Nous pouvons par ailleurs agir en accompagnateurs, en nous portant au secours de projets qui vacillent, en mobilisant nos marchés cadres pour des projets en data science, en assurant une mise en contact avec des équipes de « méthodes agiles » ou en réalisant des projets en la matière – nous l'avons fait à cinquante reprises dans le cadre de notre incubateur. Quelle que soit l'ambition, même la plus complexe, notre conviction est que l'on peut toujours arriver en moins de six mois et pour moins de 200 000 euros à un minimum viable product, c'est-à-dire une première version minimale dont un premier usager trouve qu'elle produit un résultat préférable à l'état antérieur.
Dans le cas de la rentrée scolaire simplifiée dont le lancement vient d'être décidé par le comité interministériel de la transformation publique, je pense qu'il est possible, dès la rentrée prochaine, de ne plus demander certaines pièces aux parents et d'apporter ensuite des améliorations en vue d'aboutir à une rentrée scolaire complètement simplifiée dans un an et demi ou deux ans. Il n'est pas nécessaire de réfléchir pendant six mois à des spécifications et de dépenser 5 millions d'euros pour déployer un dispositif trois ans plus tard, en espérant simplement qu'il fonctionne.

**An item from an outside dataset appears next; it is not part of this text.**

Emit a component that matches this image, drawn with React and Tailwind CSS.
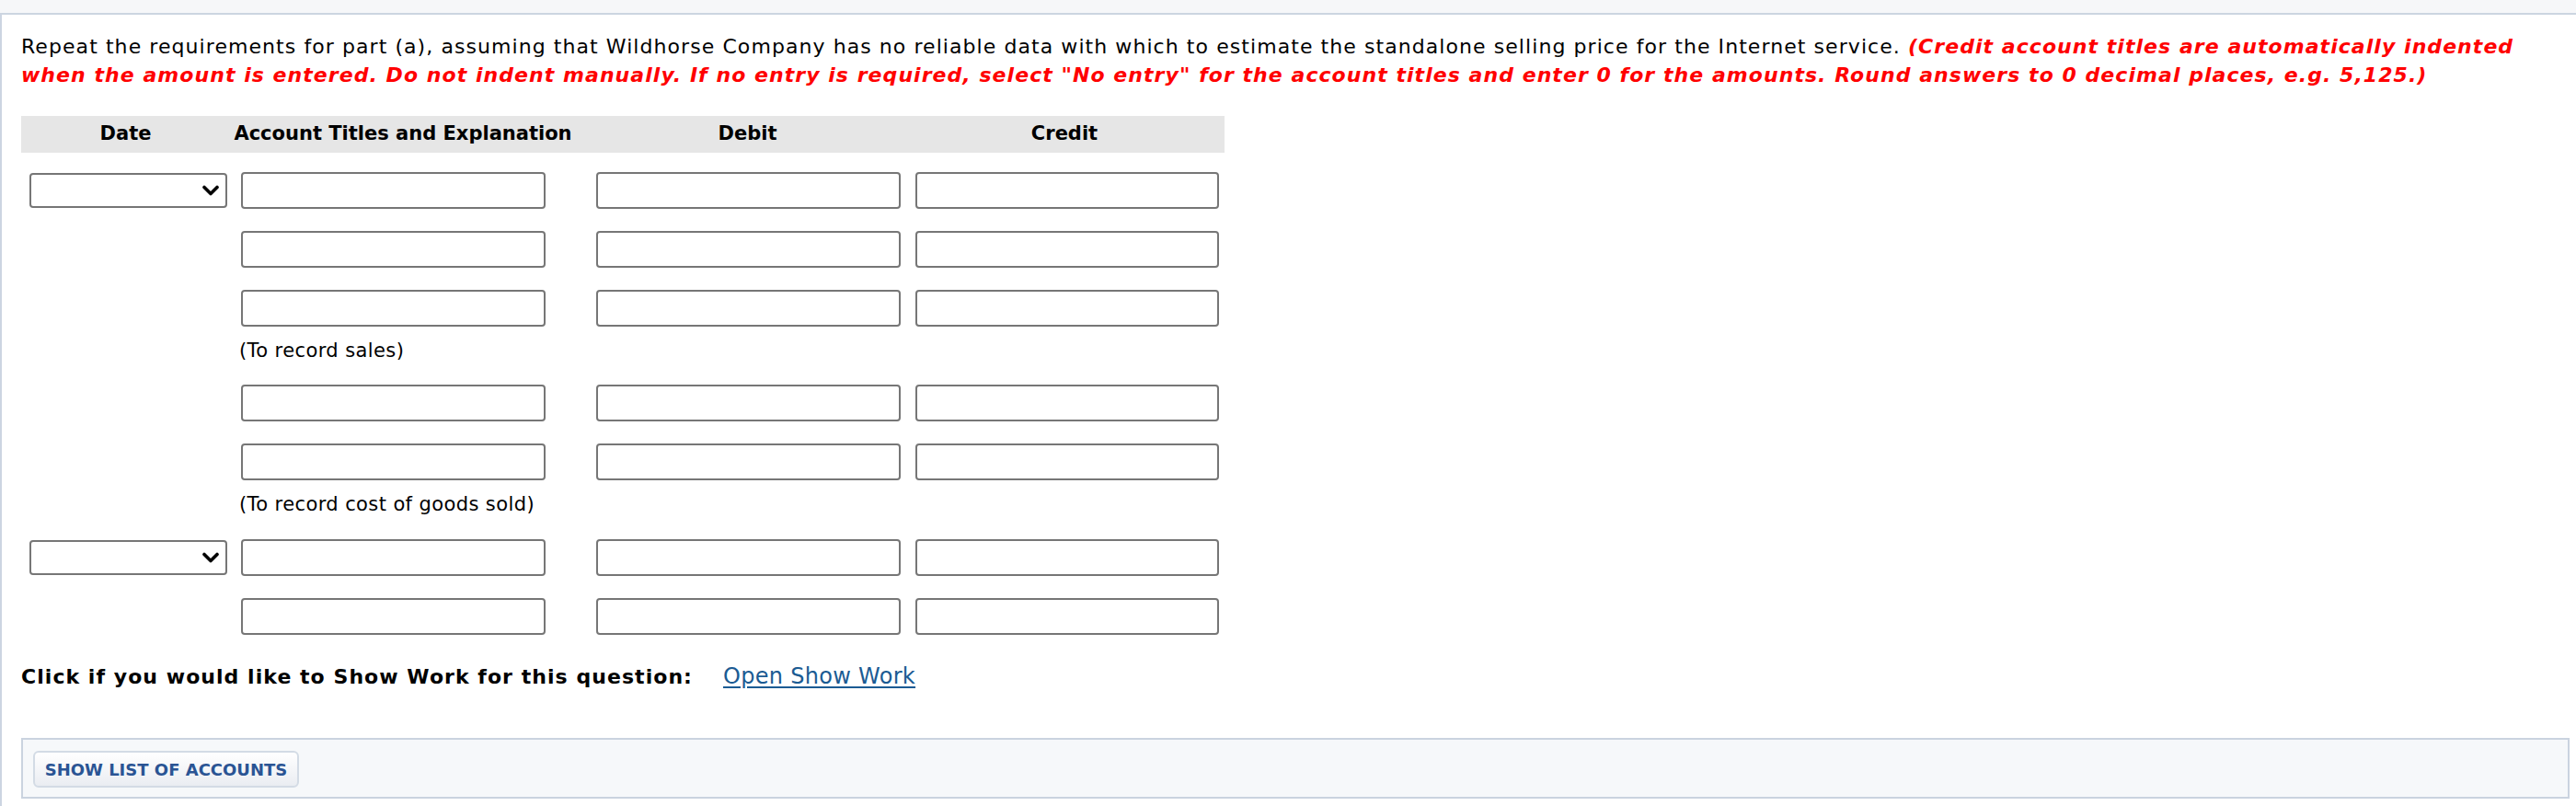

Outre ces deux missions, nous agissons de plus en plus comme fournisseur de ressources, en particulier avec l'accès sécurisé permis par le RIE, le bouton « FranceConnect » et les données de l'API Entreprise. Notre vocation est de fournir d'autres « briques » essentielles pour le fonctionnement de l'État. Nous essayons de nous en tenir strictement à ce qui est interministériel, mais dans un sens nouveau du terme : il ne s'agit pas d'arbitrer des conflits entre ministères, mais de combler des vides entre ces derniers, en faisant ce dont personne ne s'occupait auparavant, car la mission n'était attribuée à aucun acteur.